Quand l’urinoir se féminise
. Des créatrices ont pris le pouvoir sur l’urinoir en créant son pendant féminin. Des toilettes sèches, colorées et ergonomiques qui permettent à leurs utilisatrices de ne toucher à rien.
On les appelle les petits coins, les cabinets, les W-C, les toilettes ou les latrines, mais quel que soit le vocable, ces lieux d’aisance n’ont guère évolué depuis 1775, date d’un brevet pour système avec chasse d’eau, déposé par l’Ecossais Alexander Cumming. Voilà qu’avec de premiers urinoirs pour femmes la France a commencé depuis quelques mois une révolution des formes et… des usages.

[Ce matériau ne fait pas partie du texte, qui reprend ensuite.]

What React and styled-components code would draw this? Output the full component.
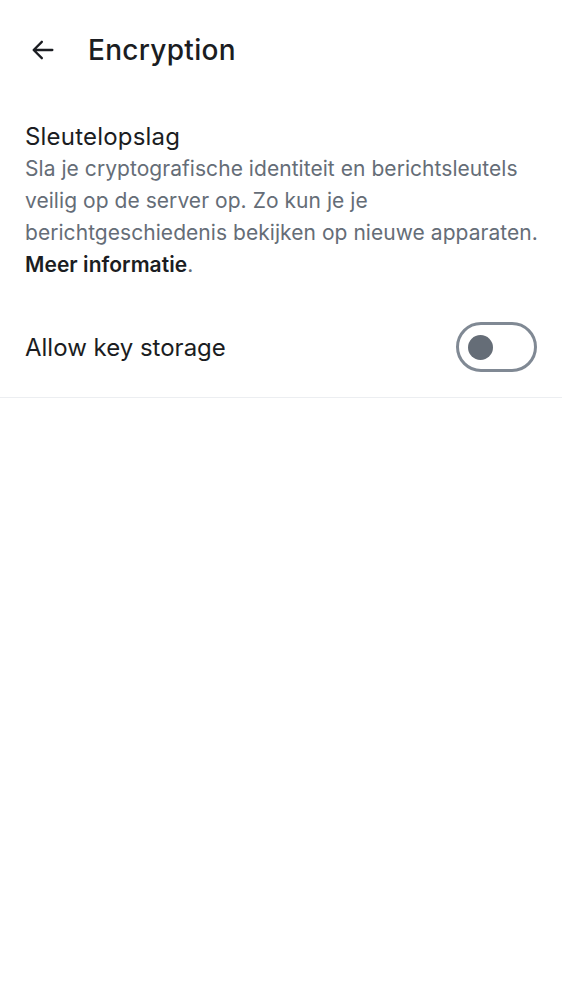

Derrière ces toilettes sèches se cachent deux créatrices aux parcours très différents. Il y a Louise Raguet, étudiante à L’Ecole nationale supérieure de création industrielle - Les Ateliers, qui pour son diplôme obtenu en 2019, conçoit l’urinoir Marcelle, permettant aux filles d’uriner en position squat, soit semi-accroupie comme dans la nature. Cette jeune chercheuse en biologie reconvertie dans le design, âgée aujourd’hui de 31 ans, veut allier combat féministe et écologie, « questionner le fonctionnement des toilettes actuelles avec leurs files d’attente interminables côté dames et permettre le recyclage des urines au féminin, ce qui n’était pas envisagé jusqu’ici ».
A peine diplômée, elle reçoit des propositions et la voilà qui vend ses premières créations, qui seront notamment installées dans l’ancien hôpital Saint-Vincent-de-Paul, à Paris, transformé temporairement en lieu de partage dit Les Grands Voisins.
Il y a aussi Nathalie des Isnards, 48 ans, ex-directrice des ressources humaines dans l’industrie, qui fonde en 2017 la start-up malicieusement baptisée madamePee (de l’anglais to pee, « uriner »), autour d’une « urinoire féminine » qu’elle brevette l’année suivante. « L’idée m’en est venue en tant qu’usagère », assure-t-elle. Dès le départ, elle s’entoure de designers, mais aussi d’ergonomes et de sociologues car « sur ce sujet intime, la parole n’est pas aisée, il faut faire s’exprimer les réels besoins des femmes ». On convient aussi de féminiser le nom du produit mis au point, « parce que la définition de l’urinoir, dans les dictionnaires, ne se réfère qu’aux hommes », précise l’énergique auto entrepreneuse.